◆ **Objective**: Strip the pictures and reproduce the rest of the listing exactly.

——————

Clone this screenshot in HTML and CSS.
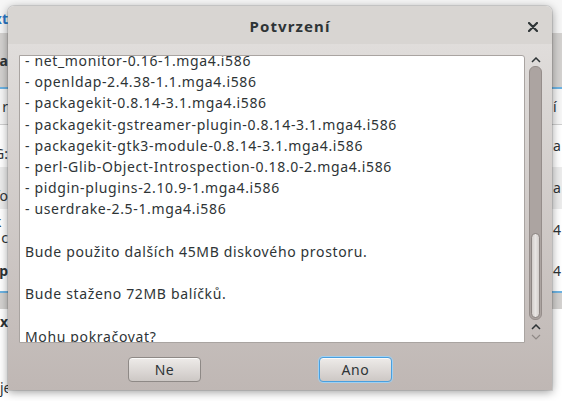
FILE: index.html
```html
<!DOCTYPE html>
<html lang="cs">
<head>
    <meta charset="UTF-8">
    <title>Potvrzení</title>
    <link rel="stylesheet" href="styles.css">
</head>
<body>

    <!-- Background application (mostly hidden behind the dialog) -->
    <div class="app">
        <div class="row top"><span class="l link">xt</span><span class="r"></span></div>
        <div class="row band"><span class="l bold">a</span><span class="r"></span></div>
        <div class="row plain"><span class="l">r</span><span class="r">í</span></div>
        <div class="row item"><span class="l"><b>el</b><br>G:</span><span class="r">a</span></div>
        <div class="row item alt"><span class="l"><b>el</b><br>fo</span><span class="r">a</span></div>
        <div class="row item"><span class="l"><b>ik</b><br>c</span><span class="r">4</span></div>
        <div class="row item sel"><span class="l bold">p</span><span class="r">4</span></div>
        <div class="row grey"><span class="l"></span><span class="r"></span></div>
        <div class="row rest"><span class="l"><b>x</b><br><br><br>je</span><span class="r"></span></div>
    </div>

    <!-- Confirmation dialog -->
    <div class="dialog">
        <div class="dialog-header">
            <span class="title">Potvrzení</span>
            <svg class="close" width="10" height="10" viewBox="0 0 10 10">
                <path d="M1 1 L9 9 M9 1 L1 9" stroke="#2e3436" stroke-width="2.2" stroke-linecap="round"/>
            </svg>
        </div>

        <div class="dialog-body">
            <div class="view">
                <div class="textbox">
                    <div class="lines">
                        <p>- net_monitor-0.16-1.mga4.i586</p>
                        <p>- openldap-2.4.38-1.1.mga4.i586</p>
                        <p>- packagekit-0.8.14-3.1.mga4.i586</p>
                        <p>- packagekit-gstreamer-plugin-0.8.14-3.1.mga4.i586</p>
                        <p>- packagekit-gtk3-module-0.8.14-3.1.mga4.i586</p>
                        <p>- perl-Glib-Object-Introspection-0.18.0-2.mga4.i586</p>
                        <p>- pidgin-plugins-2.10.9-1.mga4.i586</p>
                        <p>- userdrake-2.5-1.mga4.i586</p>
                        <p>&nbsp;</p>
                        <p>Bude použito dalších 45MB diskového prostoru.</p>
                        <p>&nbsp;</p>
                        <p>Bude staženo 72MB balíčků.</p>
                        <p>&nbsp;</p>
                        <p>Mohu pokračovat?</p>
                    </div>
                </div>

                <div class="scrollbar">
                    <svg class="step" width="10" height="6" viewBox="0 0 10 6">
                        <path d="M1 5 L5 1 L9 5" fill="none" stroke="#2e3436" stroke-width="1.5"/>
                    </svg>
                    <div class="trough">
                        <div class="thumb"></div>
                    </div>
                    <svg class="step" width="10" height="6" viewBox="0 0 10 6">
                        <path d="M1 5 L5 1 L9 5" fill="none" stroke="#2e3436" stroke-width="1.5"/>
                    </svg>
                    <svg class="step off" width="10" height="6" viewBox="0 0 10 6">
                        <path d="M1 1 L5 5 L9 1" fill="none" stroke="#8f8986" stroke-width="1.2"/>
                    </svg>
                </div>
            </div>

            <div class="buttons">
                <button class="btn">Ne</button>
                <button class="btn focus">Ano</button>
            </div>
        </div>
    </div>

</body>
</html>
```

FILE: styles.css
```css
/* General */
* { margin: 0; padding: 0; box-sizing: border-box; }
body { width: 562px; height: 401px; overflow: hidden; background: #f6f6f6;
    font-family: "Noto Sans", "DejaVu Sans", sans-serif; color: #2e3436; position: relative; }

/* Background app */
.app { display: flex; flex-direction: column; height: 401px; font-size: 14px; }
.row { display: flex; justify-content: space-between; }
.row .l { width: 8px; overflow: hidden; display: flex; justify-content: flex-end; white-space: nowrap; }
.row .r { width: 10px; overflow: hidden; white-space: nowrap; padding-left: 1px; }
.row.top { height: 33px; align-items: center; padding-top: 4px; }
.link { color: #2a76c6; font-weight: bold; }
.bold { font-weight: bold; }
.row.band { height: 56px; background: #d4d2d0; border-bottom: 2px solid #6db3e3; align-items: center; }
.row.plain { height: 36px; align-items: center; border-bottom: 1px solid #cfcfcf; }
.row.item { height: 42px; align-items: center; line-height: 16px; background: #ffffff; }
.row.item.alt { background: #ececec; }
.row.sel { border-bottom: 2px solid #6db3e3; }
.row.grey { height: 16px; background: #d4d2d0; }
.row.rest { flex: 1; background: #ffffff; line-height: 22px; padding-top: 2px; }
.row.rest .l { display: block; text-align: right; }

/* Dialog */
.dialog { position: absolute; left: 8px; top: 6px; width: 544px; height: 384px;
    display: flex; flex-direction: column; border-radius: 6px 6px 0 0; overflow: hidden;
    box-shadow: 0 2px 10px rgba(0, 0, 0, 0.4), 0 0 0 1px rgba(0, 0, 0, 0.1); }
.dialog-header { height: 39px; background: #d8d5d2; display: flex; align-items: center;
    justify-content: center; position: relative; }
.title { font-weight: bold; font-size: 15px; letter-spacing: 1.1px; margin-left: 20px; margin-top: 2px; }
.close { position: absolute; right: 14px; top: 16px; }

.dialog-body { flex: 1; background: linear-gradient(#e0dddb, #bfb7b4);
    padding: 11px 10px 8px 11px; display: flex; flex-direction: column; }
.view { display: flex; gap: 4px; height: 288px; }
.textbox { width: 506px; background: #fff; border: 1px solid #a9a4a1; border-radius: 0 3px 0 0;
    overflow: hidden; }
.lines { margin-top: -6px; padding-left: 5px; font-size: 14px; letter-spacing: 0.65px;
    line-height: 21.2px; white-space: nowrap; }

/* Scrollbar */
.scrollbar { width: 13px; display: flex; flex-direction: column; align-items: center; }
.step { margin: 2px 0 3px; flex: none; }
.step.off { margin-top: 1px; }
.trough { flex: 1; width: 13px; background: #aca4a1; border: 1px solid #958d8a; border-radius: 6px;
    display: flex; flex-direction: column; justify-content: flex-end; padding: 0 1px 1px; margin-bottom: 2px; }
.thumb { height: 85px; background: linear-gradient(90deg, #d3cecb, #e8e5e3, #d3cecb);
    border: 1px solid #8c8582; border-radius: 5px; }

/* Buttons */
.buttons { display: flex; gap: 118px; padding: 14px 0 0 109px; }
.btn { width: 73px; height: 25px; font-family: inherit; font-size: 14px; letter-spacing: 0.6px; color: #2e3436;
    background: linear-gradient(#eeebe9, #cdc8c5); border: 1px solid #8e8986; border-radius: 4px;
    box-shadow: inset 0 1px 0 #fbfaf9; }
.btn.focus { border-color: #4a9fde; box-shadow: 0 0 0 1px #9fd0f2, inset 0 1px 0 #fbfaf9; }
```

——————

◆ **Finished task**:
Clone this screenshot in HTML and CSS.
FILE: index.html
```html
<!DOCTYPE html>
<html lang="cs">
<head>
    <meta charset="UTF-8">
    <title>Potvrzení</title>
    <link rel="stylesheet" href="styles.css">
</head>
<body>

    <!-- Background application (mostly hidden behind the dialog) -->
    <div class="app">
        <div class="row top"><span class="l link">xt</span><span class="r"></span></div>
        <div class="row band"><span class="l bold">a</span><span class="r"></span></div>
        <div class="row plain"><span class="l">r</span><span class="r">í</span></div>
        <div class="row item"><span class="l"><b>el</b><br>G:</span><span class="r">a</span></div>
        <div class="row item alt"><span class="l"><b>el</b><br>fo</span><span class="r">a</span></div>
        <div class="row item"><span class="l"><b>ik</b><br>c</span><span class="r">4</span></div>
        <div class="row item sel"><span class="l bold">p</span><span class="r">4</span></div>
        <div class="row grey"><span class="l"></span><span class="r"></span></div>
        <div class="row rest"><span class="l"><b>x</b><br><br><br>je</span><span class="r"></span></div>
    </div>

    <!-- Confirmation dialog -->
    <div class="dialog">
        <div class="dialog-header">
            <span class="title">Potvrzení</span>
            <svg class="close" width="10" height="10" viewBox="0 0 10 10">
                <path d="M1 1 L9 9 M9 1 L1 9" stroke="#2e3436" stroke-width="2.2" stroke-linecap="round"/>
            </svg>
        </div>

        <div class="dialog-body">
            <div class="view">
                <div class="textbox">
                    <div class="lines">
                        <p>- net_monitor-0.16-1.mga4.i586</p>
                        <p>- openldap-2.4.38-1.1.mga4.i586</p>
                        <p>- packagekit-0.8.14-3.1.mga4.i586</p>
                        <p>- packagekit-gstreamer-plugin-0.8.14-3.1.mga4.i586</p>
                        <p>- packagekit-gtk3-module-0.8.14-3.1.mga4.i586</p>
                        <p>- perl-Glib-Object-Introspection-0.18.0-2.mga4.i586</p>
                        <p>- pidgin-plugins-2.10.9-1.mga4.i586</p>
                        <p>- userdrake-2.5-1.mga4.i586</p>
                        <p>&nbsp;</p>
                        <p>Bude použito dalších 45MB diskového prostoru.</p>
                        <p>&nbsp;</p>
                        <p>Bude staženo 72MB balíčků.</p>
                        <p>&nbsp;</p>
                        <p>Mohu pokračovat?</p>
                    </div>
                </div>

                <div class="scrollbar">
                    <svg class="step" width="10" height="6" viewBox="0 0 10 6">
                        <path d="M1 5 L5 1 L9 5" fill="none" stroke="#2e3436" stroke-width="1.5"/>
                    </svg>
                    <div class="trough">
                        <div class="thumb"></div>
                    </div>
                    <svg class="step" width="10" height="6" viewBox="0 0 10 6">
                        <path d="M1 5 L5 1 L9 5" fill="none" stroke="#2e3436" stroke-width="1.5"/>
                    </svg>
                    <svg class="step off" width="10" height="6" viewBox="0 0 10 6">
                        <path d="M1 1 L5 5 L9 1" fill="none" stroke="#8f8986" stroke-width="1.2"/>
                    </svg>
                </div>
            </div>

            <div class="buttons">
                <button class="btn">Ne</button>
                <button class="btn focus">Ano</button>
            </div>
        </div>
    </div>

</body>
</html>
```

FILE: styles.css
```css
/* General */
* { margin: 0; padding: 0; box-sizing: border-box; }
body { width: 562px; height: 401px; overflow: hidden; background: #f6f6f6;
    font-family: "Noto Sans", "DejaVu Sans", sans-serif; color: #2e3436; position: relative; }

/* Background app */
.app { display: flex; flex-direction: column; height: 401px; font-size: 14px; }
.row { display: flex; justify-content: space-between; }
.row .l { width: 8px; overflow: hidden; display: flex; justify-content: flex-end; white-space: nowrap; }
.row .r { width: 10px; overflow: hidden; white-space: nowrap; padding-left: 1px; }
.row.top { height: 33px; align-items: center; padding-top: 4px; }
.link { color: #2a76c6; font-weight: bold; }
.bold { font-weight: bold; }
.row.band { height: 56px; background: #d4d2d0; border-bottom: 2px solid #6db3e3; align-items: center; }
.row.plain { height: 36px; align-items: center; border-bottom: 1px solid #cfcfcf; }
.row.item { height: 42px; align-items: center; line-height: 16px; background: #ffffff; }
.row.item.alt { background: #ececec; }
.row.sel { border-bottom: 2px solid #6db3e3; }
.row.grey { height: 16px; background: #d4d2d0; }
.row.rest { flex: 1; background: #ffffff; line-height: 22px; padding-top: 2px; }
.row.rest .l { display: block; text-align: right; }

/* Dialog */
.dialog { position: absolute; left: 8px; top: 6px; width: 544px; height: 384px;
    display: flex; flex-direction: column; border-radius: 6px 6px 0 0; overflow: hidden;
    box-shadow: 0 2px 10px rgba(0, 0, 0, 0.4), 0 0 0 1px rgba(0, 0, 0, 0.1); }
.dialog-header { height: 39px; background: #d8d5d2; display: flex; align-items: center;
    justify-content: center; position: relative; }
.title { font-weight: bold; font-size: 15px; letter-spacing: 1.1px; margin-left: 20px; margin-top: 2px; }
.close { position: absolute; right: 14px; top: 16px; }

.dialog-body { flex: 1; background: linear-gradient(#e0dddb, #bfb7b4);
    padding: 11px 10px 8px 11px; display: flex; flex-direction: column; }
.view { display: flex; gap: 4px; height: 288px; }
.textbox { width: 506px; background: #fff; border: 1px solid #a9a4a1; border-radius: 0 3px 0 0;
    overflow: hidden; }
.lines { margin-top: -6px; padding-left: 5px; font-size: 14px; letter-spacing: 0.65px;
    line-height: 21.2px; white-space: nowrap; }

/* Scrollbar */
.scrollbar { width: 13px; display: flex; flex-direction: column; align-items: center; }
.step { margin: 2px 0 3px; flex: none; }
.step.off { margin-top: 1px; }
.trough { flex: 1; width: 13px; background: #aca4a1; border: 1px solid #958d8a; border-radius: 6px;
    display: flex; flex-direction: column; justify-content: flex-end; padding: 0 1px 1px; margin-bottom: 2px; }
.thumb { height: 85px; background: linear-gradient(90deg, #d3cecb, #e8e5e3, #d3cecb);
    border: 1px solid #8c8582; border-radius: 5px; }

/* Buttons */
.buttons { display: flex; gap: 118px; padding: 14px 0 0 109px; }
.btn { width: 73px; height: 25px; font-family: inherit; font-size: 14px; letter-spacing: 0.6px; color: #2e3436;
    background: linear-gradient(#eeebe9, #cdc8c5); border: 1px solid #8e8986; border-radius: 4px;
    box-shadow: inset 0 1px 0 #fbfaf9; }
.btn.focus { border-color: #4a9fde; box-shadow: 0 0 0 1px #9fd0f2, inset 0 1px 0 #fbfaf9; }
```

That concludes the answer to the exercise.